Factors like quantitative tightening (QT) runoff, the supply of Treasury bonds, money market flows, and the Federal Reserve's various balance sheet tools (including repo operations) now define the incentives and constraints for the major firms that move serious capital in the Bitcoin market. Consequently, a repo spike serves as one of the subtle signals that can help explain why Bitcoin might unexpectedly rally on days when there's no obvious crypto-specific news, or why it might slump even when the headlines in the crypto world look perfectly fine.

Looking Ahead: Interpreting the Signals

The future trajectory of Bitcoin, in part, depends on how these liquidity signals evolve. If the December 1st spike proves to be an isolated incident, and repo usage quickly returns to low levels, it would suggest that the system simply had a temporary, mechanical need for dollars. However, if these operations become more frequent, if SOFR consistently holds above its target rate, or if the Standing Repo Facility sees increased activity, then the signal tilts firmly towards a tightening of financial conditions. Bitcoin's response will differ significantly across these two regimes: one fosters a relaxed environment conducive to risk-taking, while the other systematically drains it.

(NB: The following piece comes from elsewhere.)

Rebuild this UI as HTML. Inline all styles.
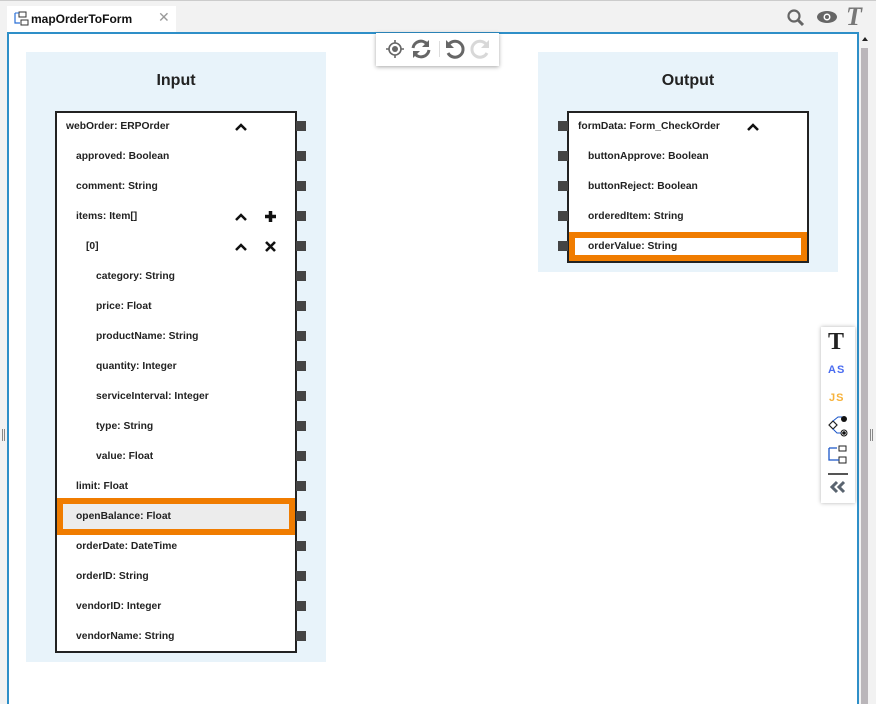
<!DOCTYPE html>
<html style="height:704px;overflow:hidden"><head><style>
*{margin:0;padding:0;box-sizing:border-box}
body{width:876px;height:704px;background:#f2f2f2;position:relative;overflow:hidden;font-family:"Liberation Sans",sans-serif;}
.abs{position:absolute}
.row{position:absolute;height:30px;line-height:32px;font-size:10.3px;font-weight:bold;color:#222;white-space:nowrap}
.port{position:absolute;width:10px;height:10px;background:#444}
</style></head><body>
<div class="abs" style="left:0;top:0;width:876px;height:1px;background:#ccc"></div>
<div class="abs" style="left:7px;top:6px;width:169px;height:27px;background:#fff"></div>
<svg class="abs" style="left:13px;top:11px" width="16" height="16" viewBox="0 0 16 16"><rect x="6" y="1" width="7" height="5" fill="#fff" stroke="#333"/><rect x="8" y="9" width="7" height="5" fill="#fff" stroke="#333"/><path d="M2 2v10h5" fill="none" stroke="#2a6fd6" stroke-width="1.2"/><path d="M2 2h4" stroke="#2a6fd6"/></svg>
<div class="abs" style="left:31px;top:12px;font-size:12px;font-weight:bold;color:#111">mapOrderToForm</div>
<div class="abs" style="left:158px;top:9px;font-size:14px;color:#999">✕</div>
<svg class="abs" style="left:786px;top:8px" width="20" height="20" viewBox="0 0 20 20"><circle cx="8" cy="8" r="5.5" fill="none" stroke="#666" stroke-width="2.2"/><path d="M12 12l5 5" stroke="#666" stroke-width="3"/></svg>
<svg class="abs" style="left:816px;top:10px" width="22" height="14" viewBox="0 0 22 14"><ellipse cx="11" cy="7" rx="10" ry="6" fill="#666"/><circle cx="11" cy="7" r="3.5" fill="#fff"/><circle cx="11" cy="7" r="2" fill="#666"/></svg>
<div class="abs" style="left:846px;top:2px;font-family:'Liberation Serif',serif;font-style:italic;font-weight:bold;font-size:26px;color:#777">T</div>
<div class="abs" style="left:7px;top:32px;width:852px;height:672px;background:#fff;border:2px solid #2e8fc8;border-bottom:none"></div>
<div class="abs" style="left:859px;top:34px;width:17px;height:670px;background:#f2f2f2"></div>
<div class="abs" style="left:861px;top:48px;width:7px;height:656px;background:#bab6ba"></div>
<div class="abs" style="left:862px;top:37px;width:0;height:0;border-left:3px solid transparent;border-right:3px solid transparent;border-bottom:4px solid #222"></div>
<div class="abs" style="left:2px;top:429px;width:1px;height:12px;background:#888"></div><div class="abs" style="left:4px;top:429px;width:1px;height:12px;background:#888"></div>
<div class="abs" style="left:870px;top:429px;width:1px;height:12px;background:#888"></div><div class="abs" style="left:872px;top:429px;width:1px;height:12px;background:#888"></div>
<div class="abs" style="left:376px;top:33px;width:123px;height:33px;background:#fff;box-shadow:0 1px 4px rgba(0,0,0,.35)"></div>
<svg class="abs" style="left:385px;top:39px" width="20" height="20" viewBox="0 0 20 20"><circle cx="10" cy="10" r="6" fill="none" stroke="#666" stroke-width="1.6"/><circle cx="10" cy="10" r="3" fill="#666"/><path d="M10 1v3M10 16v3M1 10h3M16 10h3" stroke="#666" stroke-width="1.6"/></svg>
<svg class="abs" style="left:410px;top:38px" width="22" height="22" viewBox="0 0 22 22"><path d="M3 10a8 8 0 0 1 14-4" fill="none" stroke="#666" stroke-width="3"/><path d="M19 2v7h-7z" fill="#666"/><path d="M19 12a8 8 0 0 1-14 4" fill="none" stroke="#666" stroke-width="3"/><path d="M3 20v-7h7z" fill="#666"/></svg>
<div class="abs" style="left:439px;top:41px;width:1px;height:16px;background:#ddd"></div>
<svg class="abs" style="left:444px;top:38px" width="22" height="22" viewBox="0 0 22 22"><path d="M5 6a8 8 0 1 1-1 9" fill="none" stroke="#666" stroke-width="3"/><path d="M2 2v8h8z" fill="#666"/></svg>
<svg class="abs" style="left:469px;top:38px" width="22" height="22" viewBox="0 0 22 22"><path d="M17 6a8 8 0 1 0 1 9" fill="none" stroke="#d8d8d8" stroke-width="3"/><path d="M20 2v8h-8z" fill="#d8d8d8"/></svg>
<div class="abs" style="left:26px;top:52px;width:300px;height:610px;background:#e8f3fa"></div>
<div class="abs" style="left:26px;top:72px;width:300px;text-align:center;font-size:16px;font-weight:bold;color:#222">Input</div>
<div class="abs" style="left:55px;top:111px;width:242px;height:542px;background:#fff;border:2px solid #222"></div>
<div class="abs" style="left:57px;top:498px;width:238px;height:37px;background:#ececec;border:6px solid #f07c00"></div>
<div class="row" style="left:66px;top:111px">webOrder: ERPOrder</div>
<div class="row" style="left:76px;top:141px">approved: Boolean</div>
<div class="row" style="left:76px;top:171px">comment: String</div>
<div class="row" style="left:76px;top:201px">items: Item[]</div>
<div class="row" style="left:86px;top:231px">[0]</div>
<div class="row" style="left:96px;top:261px">category: String</div>
<div class="row" style="left:96px;top:291px">price: Float</div>
<div class="row" style="left:96px;top:321px">productName: String</div>
<div class="row" style="left:96px;top:351px">quantity: Integer</div>
<div class="row" style="left:96px;top:381px">serviceInterval: Integer</div>
<div class="row" style="left:96px;top:411px">type: String</div>
<div class="row" style="left:96px;top:441px">value: Float</div>
<div class="row" style="left:76px;top:471px">limit: Float</div>
<div class="row" style="left:76px;top:501px">openBalance: Float</div>
<div class="row" style="left:76px;top:531px">orderDate: DateTime</div>
<div class="row" style="left:76px;top:561px">orderID: String</div>
<div class="row" style="left:76px;top:591px">vendorID: Integer</div>
<div class="row" style="left:76px;top:621px">vendorName: String</div>
<svg class="abs" style="left:235px;top:123px" width="12" height="8"><path d="M1 7l5-5 5 5" fill="none" stroke="#111" stroke-width="2.5"/></svg>
<svg class="abs" style="left:235px;top:213px" width="12" height="8"><path d="M1 7l5-5 5 5" fill="none" stroke="#111" stroke-width="2.5"/></svg>
<svg class="abs" style="left:235px;top:243px" width="12" height="8"><path d="M1 7l5-5 5 5" fill="none" stroke="#111" stroke-width="2.5"/></svg>
<svg class="abs" style="left:265px;top:211px" width="11" height="11"><path d="M5.5 0v11M0 5.5h11" stroke="#111" stroke-width="3.5"/></svg>
<svg class="abs" style="left:265px;top:241px" width="11" height="11"><path d="M1 1l9 9M10 1l-9 9" stroke="#111" stroke-width="2.6"/></svg>
<div class="abs" style="left:538px;top:52px;width:300px;height:220px;background:#e8f3fa"></div>
<div class="abs" style="left:538px;top:72px;width:300px;text-align:center;font-size:16px;font-weight:bold;color:#222">Output</div>
<div class="abs" style="left:567px;top:111px;width:242px;height:152px;background:#fff;border:2px solid #222"></div>
<div class="abs" style="left:569px;top:232px;width:238px;height:29px;background:#fff;border:6px solid #f07c00"></div>
<div class="row" style="left:578px;top:111px">formData: Form_CheckOrder</div>
<div class="row" style="left:588px;top:141px">buttonApprove: Boolean</div>
<div class="row" style="left:588px;top:171px">buttonReject: Boolean</div>
<div class="row" style="left:588px;top:201px">orderedItem: String</div>
<div class="row" style="left:588px;top:231px">orderValue: String</div>
<svg class="abs" style="left:747px;top:123px" width="12" height="8"><path d="M1 7l5-5 5 5" fill="none" stroke="#111" stroke-width="2.5"/></svg>
<div class="port" style="left:296px;top:121px"></div><div class="port" style="left:296px;top:151px"></div><div class="port" style="left:296px;top:181px"></div><div class="port" style="left:296px;top:211px"></div><div class="port" style="left:296px;top:241px"></div><div class="port" style="left:296px;top:271px"></div><div class="port" style="left:296px;top:301px"></div><div class="port" style="left:296px;top:331px"></div><div class="port" style="left:296px;top:361px"></div><div class="port" style="left:296px;top:391px"></div><div class="port" style="left:296px;top:421px"></div><div class="port" style="left:296px;top:451px"></div><div class="port" style="left:296px;top:481px"></div><div class="port" style="left:296px;top:511px"></div><div class="port" style="left:296px;top:541px"></div><div class="port" style="left:296px;top:571px"></div><div class="port" style="left:296px;top:601px"></div><div class="port" style="left:296px;top:631px"></div>
<div class="port" style="left:558px;top:121px"></div><div class="port" style="left:558px;top:151px"></div><div class="port" style="left:558px;top:181px"></div><div class="port" style="left:558px;top:211px"></div><div class="port" style="left:558px;top:241px"></div>
<div class="abs" style="left:821px;top:327px;width:34px;height:176px;background:#fff;box-shadow:0 0 4px rgba(0,0,0,.3)"></div>
<div class="abs" style="left:828px;top:329px;font-family:'Liberation Serif',serif;font-weight:bold;font-size:24px;color:#222">T</div>
<div class="abs" style="left:828px;top:364px;font-size:11px;font-weight:bold;color:#4a6cf0;letter-spacing:1px">AS</div>
<div class="abs" style="left:829px;top:392px;font-size:11px;font-weight:bold;color:#f7b23b;letter-spacing:1px">JS</div>
<svg class="abs" style="left:827px;top:415px" width="24" height="24" viewBox="0 0 24 24"><path d="M2 10l4-4 4 4-4 4z" fill="#fff" stroke="#222" stroke-width="1.2"/><path d="M6 6l5-4h6M6 14l4 4h6" fill="none" stroke="#1a56c8" stroke-width="1"/><circle cx="17" cy="4" r="3" fill="#111"/><circle cx="17" cy="18" r="3" fill="#fff" stroke="#111"/><circle cx="17" cy="18" r="1.8" fill="#111"/></svg>
<svg class="abs" style="left:827px;top:444px" width="22" height="22" viewBox="0 0 22 22"><rect x="12" y="2" width="7" height="5" fill="#fff" stroke="#222"/><rect x="12" y="13" width="7" height="6" fill="#fff" stroke="#222"/><path d="M2 4v12h10M2 4h8" fill="none" stroke="#1a56c8" stroke-width="1.3"/></svg>
<div class="abs" style="left:828px;top:473px;width:20px;height:2px;background:#555"></div>
<svg class="abs" style="left:829px;top:480px" width="18" height="14" viewBox="0 0 18 14"><path d="M8 2L3 7l5 5M15 2l-5 5 5 5" fill="none" stroke="#5a6470" stroke-width="3"/></svg>
</body></html>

Currently, the market finds itself in a delicate equilibrium. Spot ETF flows have cooled somewhat, Treasury yields have steadied, and liquidity feels uneven as we approach the end of the year. The $13.5 billion repo injection doesn't fundamentally rewrite this picture, but it fits neatly within it, illustrating a financial system that isn't strained enough to trigger widespread alarm, yet isn't loose enough to be entirely ignored. And this is precisely where Bitcoin comes into play. When dollars move smoothly and the financial system enjoys a sense of comfort, BTC tends to benefit. Not because the repo cash directly buys Bitcoin, but because the overall comfort level across the entire financial system rises just enough to support the riskiest assets at the margin. And it is those marginal shifts in sentiment and liquidity that ultimately move Bitcoin.